Uns anos mais tarde aconteceria mais uma morta bárbara de uma pessoa adorada pelos milhões porque ela lutava em contra das autoridades e para os ideais, ele não podia renunciar à simplicidade, que tem sido o caminho dela, apesar de pertencer a classe real. Diana, princesa de Wales, vai ser empurrada para a morte pelos jornalistas que, custe o que custar, precisavam de ter as mais recentes fotografias da “princesa do povo”, para que cada inglês verdadeiro pudesse ler o que fazia a princesa que adorava, tomando o chá. Não tem nada mau nisso, realmente queriam-na e precisavam dela com desespero, também como ela precisava deles. Mas a estranheza surgiu aqui também porque tudo se fez uma caça a uma mulher. Cada um que lia a prensa de coração com interesse participava naquele dia na caça junto com os paparazzi. Na ocasião do enterro da Diana quase parecia que a multidão sentia a culpa inconscientemente. Em todo caso no caixão dela faltava aquela rosa vermelha como um símbolo, não havia quem a pusesse. Nota-se também a ironia porque as pessoas conseguiram aceitar a morte dela melhor do que teriam aceitado se ela tivesse casado com um estrangeiro (que horror para a família real!) e se tivesse sido simplesmente feliz.
A
multidão dos brasileiros que acompanhavam o Ayrton no caminho até o lugar do
descanso final dele deste mundo exprimiam outra coisa – a gratidão. As
pessoas, que possuiam pouco na vida real, souberam mostrar a gratidão pelo
que o Ayrton defendia, para si e para eles, até a morte. E o facto de o
Michael Schumacher ter sido o único colega que não esteve presente ao pé do
féretro, revela um certo sentimento da culpabilidade. Aliás, no começo do
ano ouviam-se os rumores que a equipa Benetton (pela qual o Michael Schumacher
conduzia naquela altura) empregava meios proibidos. O próprio Ayrton foi
perguntado se estava preocupado por ter, se calhar, oponentes que não sejam
honestos:
“Em verdade não posso dizer
muitas coisas sobre isso. É difícil falar das coisas que não se podem
comprovar” – respondeu com
cuidado. (Não viveu para ver o dia quando isso foi comprovado ao Benetton),
Por isso é que a ausência do Michael no funeral do Ayrton fala por si própria.
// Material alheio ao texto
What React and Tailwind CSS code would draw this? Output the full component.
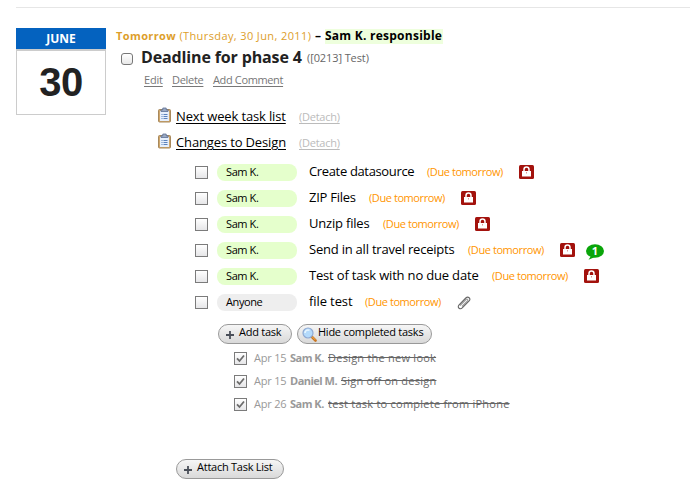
import React from "react";

const tasks = [
  { who: "Sam K.", title: "Create datasource", titleW: "w-[118px] tracking-[-0.35px]", lock: true },
  { who: "Sam K.", title: "ZIP Files", titleW: "w-[60px] tracking-[-0.25px]", lock: true },
  { who: "Sam K.", title: "Unzip files", titleW: "w-[74px] tracking-[-0.2px]", lock: true },
  { who: "Sam K.", title: "Send in all travel receipts", titleW: "w-[159px] tracking-[-0.22px]", lock: true, comments: 1 },
  { who: "Sam K.", title: "Test of task with no due date", titleW: "w-[183px] tracking-[-0.18px]", lock: true },
  { who: "Anyone", title: "file test", titleW: "w-[56px] tracking-[-0.1px]", file: true },
];

const completed = [
  { date: "Apr 15", who: "Sam K.", whoW: "w-[38px]", title: "Design the new look" },
  { date: "Apr 15", who: "Daniel M.", whoW: "w-[51px]", title: "Sign off on design" },
  { date: "Apr 26", who: "Sam K.", whoW: "w-[38px]", title: "test task to complete from iPhone" },
];

function ClipboardIcon() {
  return (
    <svg width="13" height="16" viewBox="0 0 13 16" className="shrink-0">
      <rect x="0.5" y="2.5" width="12" height="12.500" rx="1" fill="#cfa76c" stroke="#a8895c" />
      <rect x="2" y="4" width="9" height="10" fill="#e6effc" />
      <path d="M3 4.500V2.800h1.800V1h3.400v1.800H10v1.700z" fill="#9aaac4" stroke="#5d7094" strokeWidth="0.8" />
      <path d="M3.500 7.500h1M5.500 7.500h4M3.500 9.500h1M5.500 9.500h4M3.500 11.500h1M5.500 11.500h4" stroke="#5b82bd" strokeWidth="1" />
    </svg>
  );
}

function LockIcon() {
  return (
    <svg width="15" height="14" viewBox="0 0 15 14" className="shrink-0">
      <rect width="15" height="14" rx="1.5" fill="#a3120d" />
      <path d="M5 7V4.600a2.500 2.500 0 0 1 5 0V7" fill="none" stroke="#fff" strokeWidth="1.500" />
      <path d="M3 6h9v5.500H3z" fill="#fff" />
      <path d="M7 7h1v1.500H7z" fill="#d99" />
    </svg>
  );
}

function CommentBadge({ count }) {
  return (
    <span className="relative ml-[11px] mt-[4px] block h-[16px] w-[18px] shrink-0">
      <svg width="18" height="16" viewBox="0 0 18 16" className="block">
        <ellipse cx="9" cy="7" rx="9" ry="6.700" fill="#0aa50a" />
        <path d="M5 12L2.500 15.800L9 13z" fill="#0aa50a" />
      </svg>
      <span className="absolute inset-x-0 top-0 text-center text-[11px] leading-[13px] font-bold text-white">{count}</span>
    </span>
  );
}

function PaperclipIcon() {
  return (
    <svg width="14" height="14" viewBox="0 0 14 14" className="mt-[2px] shrink-0">
      <path d="M3 9.500L9 3.500c1.200-1.200 2.600.2 1.500 1.400L5 10.500" fill="none" stroke="#999" strokeWidth="1.100" />
      <path d="M4 6.800L8.800 2c2.400-2.200 5.400.6 3.300 3L5.500 11.700c-2.400 2.400-5.600-.2-3.600-2.500L4 6.800" fill="none" stroke="#666" strokeWidth="1.100" />
    </svg>
  );
}

function PlusIcon() {
  return (
    <svg width="8" height="8" viewBox="0 0 8 8" className="mt-[2px] shrink-0">
      <path d="M4 0v8M0 4h8" stroke="#4a4f59" strokeWidth="1.800" />
    </svg>
  );
}

function MagnifierIcon() {
  return (
    <svg width="15" height="15" viewBox="0 0 15 15" className="shrink-0">
      <path d="M9.500 9.500l4 4" stroke="#ca7621" strokeWidth="2.600" strokeLinecap="round" />
      <path d="M9.800 9.400l3.400 3.400" stroke="#f4b252" strokeWidth="1" />
      <circle cx="6" cy="6" r="5" fill="#b4dafb" stroke="#8fa9d2" strokeWidth="1.200" />
      <path d="M3 6a3 3 0 0 1 4.500-2.600" fill="none" stroke="#e8f6ff" strokeWidth="1.600" />
    </svg>
  );
}

function CheckBox({ checked }) {
  return (
    <span className="flex h-[13px] w-[13px] shrink-0 items-center justify-center border border-[#7b7b7b] bg-linear-to-b from-white to-[#e6e6e8]">
      {checked && (
        <svg width="9" height="9" viewBox="0 0 9 9">
          <path d="M1 4.300L3.500 7L8 1.500" fill="none" stroke="#6c6c6c" strokeWidth="1.800" />
        </svg>
      )}
    </span>
  );
}

function PillButton({ className, children }) {
  return (
    <button className={"flex h-5 shrink-0 items-center rounded-full border border-[#999] bg-linear-to-b from-[#f6f6f6] to-[#d9d9d9] text-[11px] leading-[16px] tracking-[-0.25px] whitespace-nowrap text-black " + className}>
      {children}
    </button>
  );
}

export default function App() {
  return (
    <main className="h-[495px] w-[690px] overflow-hidden bg-white pt-[7px] pl-4 font-['Open_Sans','Noto_Sans',sans-serif] text-[#222]">
      <div className="h-px bg-[#e6e6e6]" />
      <div className="flex pt-5">
        <div className="h-[87px] w-[90px] shrink-0">
          <div className="h-[21px] bg-[#0462bf] text-center text-[12px] leading-[21px] font-bold text-white">JUNE</div>
          <div className="h-[66px] border border-t-2 border-[#ccc] text-center font-['Liberation_Sans',sans-serif] text-[40px] leading-[63px] font-bold tracking-[-0.5px]">30</div>
        </div>

        <div className="ml-[10px] flex-1 whitespace-nowrap">
          <div className="flex h-4 items-center text-[11px] text-[#dd9e2b]">
            <div className="w-[199px] tracking-[0.39px]"><b>Tomorrow</b> (Thursday, 30 Jun, 2011)</div>
            <b className="w-[10px] text-[12px] text-black">–</b>
            <b className="h-[15px] w-[118px] bg-[#eeffdd] text-[12px] leading-[14px] tracking-[0.25px] text-black">Sam K. responsible</b>
          </div>
          <div className="flex h-[26px] items-center pl-[5px]">
            <span className="mt-[3px] h-3 w-3 rounded-[3px] border border-[#777] bg-linear-to-b from-white to-[#e8e8e8]" />
            <h1 className="mt-[-1px] ml-2 w-[166px] text-[16px] leading-5 font-bold tracking-[-0.14px]">Deadline for phase 4</h1>
            <span className="mt-[2px] text-[11px] tracking-[-0.1px] text-[#666]">([0213] Test)</span>
          </div>
          <div className="flex h-5 items-center pl-7 text-[11px] text-[#777] underline underline-offset-2">
            <span className="w-7"><span className="tracking-[-0.2px]">Edit</span></span>
            <span className="w-[41px]"><span className="tracking-[-0.3px]">Delete</span></span>
            <span className="tracking-[-0.36px]">Add Comment</span>
          </div>

          <div className="mt-[13px] pl-[42px]">
            {["Next week task list", "Changes to Design"].map((name) => (
              <div key={name} className="flex h-[26px] items-center">
                <span className="mt-[-3px] w-[18px]"><ClipboardIcon /></span>
                <span className="mt-[2px] w-[123px] text-[13px] tracking-[-0.14px] text-black underline underline-offset-2">{name}</span>
                <span className="mt-[2px] text-[11px] tracking-[-0.25px] text-[#bbb] underline underline-offset-2">(Detach)</span>
              </div>
            ))}
          </div>

          <div className="mt-1 pl-[79px]">
            {tasks.map((t) => (
              <div key={t.title} className="flex h-[26px] items-center">
                <CheckBox />
                <span className={"ml-[9px] h-[17px] w-[80px] rounded-[8px] pl-[9px] text-[11px] leading-[16px] tracking-[-0.4px] text-black " + (t.who === "Anyone" ? "bg-[#eeeeee]" : "bg-[#e5ffcc]")}>{t.who}</span>
                <span className={"ml-3 text-[13px] text-black " + t.titleW}>{t.title}</span>
                <span className="w-[92px] text-[11px] tracking-[-0.42px] text-[#ff9500]">(Due tomorrow)</span>
                {t.lock && <LockIcon />}
                {t.comments && <CommentBadge count={t.comments} />}
                {t.file && <PaperclipIcon />}
              </div>
            ))}
          </div>

          <div className="mt-[9px] flex gap-[5px] pl-[102px]">
            <PillButton className="w-[74px] gap-[5px] pl-[7px]"><PlusIcon /><span className="mt-[-4px]">Add task</span></PillButton>
            <PillButton className="w-[135px] gap-[1px] pl-1"><MagnifierIcon /><span className="mt-[-4px]">Hide completed tasks</span></PillButton>
          </div>

          <div className="mt-[3px] pl-[118px] text-[11px] text-[#999]">
            {completed.map((c) => (
              <div key={c.title} className="flex h-[23px] items-center">
                <CheckBox checked />
                <span className="ml-[7px] w-[36px] tracking-[-0.2px]">{c.date}</span>
                <b className={"tracking-[-0.5px] " + c.whoW}>{c.who}</b>
                <span className="tracking-[0.24px] text-[#666] line-through">{c.title}</span>
              </div>
            ))}
          </div>

          <div className="mt-[43px] pl-[60px]">
            <PillButton className="w-[108px] gap-[5px] pl-[7px]"><PlusIcon /><span className="mt-[-4px]">Attach Task List</span></PillButton>
          </div>
        </div>
      </div>
    </main>
  );
}
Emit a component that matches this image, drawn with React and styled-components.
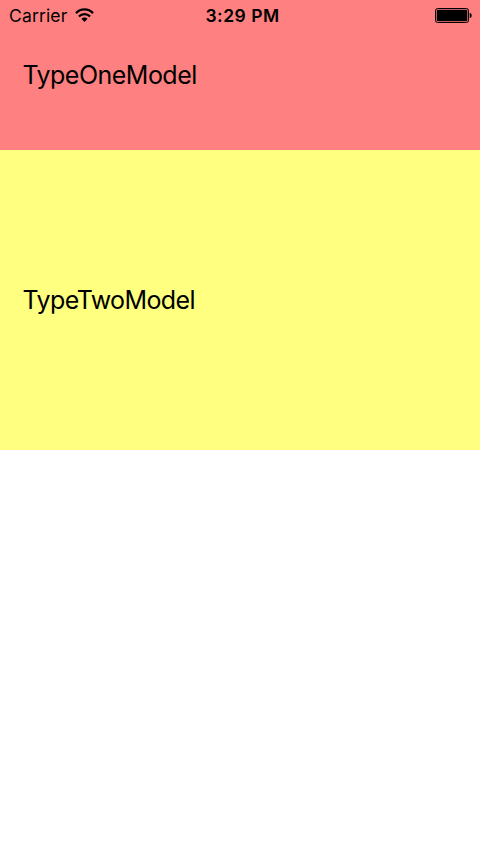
import React from "react";
import styled, { createGlobalStyle } from "styled-components";

const GlobalStyle = createGlobalStyle`
  body { margin: 0; background: #fff; font-family: Inter, "Liberation Sans", sans-serif; color: #000; }
`;
const Screen = styled.main`
  width: 480px;
  height: 852px;
  overflow: hidden;
  background: #fff;
`;
const StatusBar = styled.header`
  display: grid;
  grid-template-columns: 1fr auto 1fr;
  align-items: center;
  height: 30px;
  padding: 0 8px 0 9px;
  box-sizing: border-box;
  background: #ff8080;
  font-size: 17.5px;
  line-height: 28px;
`;
const Network = styled.div`
  display: flex;
  align-items: center;
  gap: 8px;
`;
const Carrier = styled.span`
  letter-spacing: 0.15px;
  padding-top: 2px;
`;
const Clock = styled.time`
  font-weight: 600;
  letter-spacing: 0.5px;
  padding: 2px 0 0 4px;
`;
const WifiIcon = styled.svg`
  margin-bottom: 1px;
`;
const Battery = styled.svg`
  justify-self: end;
`;
const Cell = styled.section`
  display: flex;
  align-items: center;
  box-sizing: border-box;
  height: ${(p) => p.$height}px;
  padding: 0 0 0 22.5px;
  background: ${(p) => p.$color};
`;
const Label = styled.span`
  font-size: 25px;
  line-height: 30px;
  letter-spacing: ${(p) => p.$tracking}px;
`;
const FirstCell = styled(Cell)`
  align-items: flex-start;
  padding-top: 30px;
`;

export default function App() {
  return (
    <Screen>
      <GlobalStyle />
      <StatusBar>
        <Network>
          <Carrier>Carrier</Carrier>
          <WifiIcon width="19" height="14" viewBox="0 0 20 14" preserveAspectRatio="none" fill="none" stroke="#000" strokeWidth="2.3">
            <path d="M1 5.1a12.7 12.7 0 0 1 18 0M4.1 8.5a8.3 8.3 0 0 1 11.8 0" />
            <path d="M10 14 6.8 10.800a4.500 4.500 0 0 1 6.400 0z" fill="#000" stroke="none" />
          </WifiIcon>
        </Network>
        <Clock>3:29 PM</Clock>
        <Battery width="37" height="15" viewBox="0 0 37 15">
          <rect x=".5" y=".5" width="33" height="14" rx="2" fill="none" stroke="#000" />
          <rect x="1.7" y="1.7" width="30.6" height="11.6" rx=".7" />
          <path d="M34.700 5c2.700.3 2.700 4.700 0 5z" />
        </Battery>
      </StatusBar>
      <FirstCell $height={120} $color="#ff8080"><Label $tracking={-0.52}>TypeOneModel</Label></FirstCell>
      <Cell $height={300} $color="#ffff80"><Label $tracking={-0.6}>TypeTwoModel</Label></Cell>
    </Screen>
  );
}
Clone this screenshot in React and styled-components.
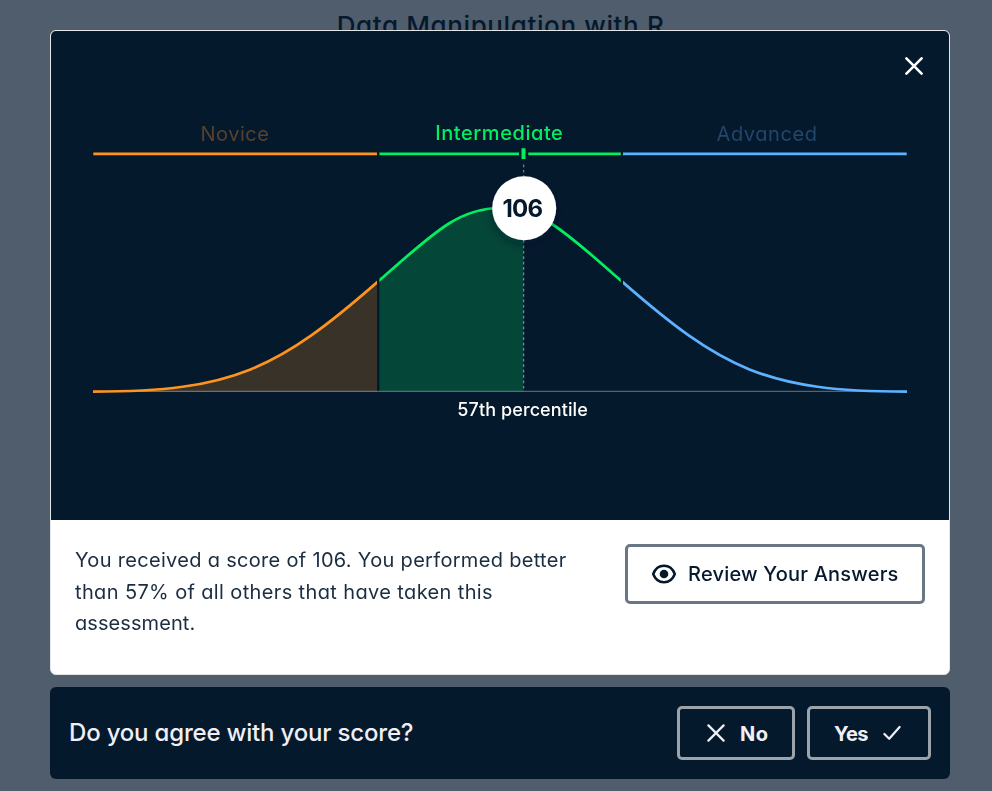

As desculpas que temia pela própria vida parecem futis, sabe-se que o Michael
Schumacher não é cobarde. Este comportamento ficará para sempre como uma nódoa
na carreira brilhante dele, porque ele é o herdeiro directo, e se olharmos
apenas as capacidades do motorista, ele é um herdeiro digno do Senna. É uma
pena que não se tenha despedido do grande homem como ele o merecia.
E no dia quando os milhões disseram adeus ao Ayrton, Michael não tinha nada que temer mesmo. Nos jornais estava escrito que no dia do funeral do Senna em São Paulo não aconteceu nenhum assasinato, nenhum roubo, nenhum desordem. A tristeza ganhou sobre violência pelo menos por um dia; a tristeza global que deu uma volta do planeta, porque quanto mais vale um homem, a tristeza por ele é maior
* Os factos tomados da revista “Auto Motor Sport” – Extra Formel 1, 1997.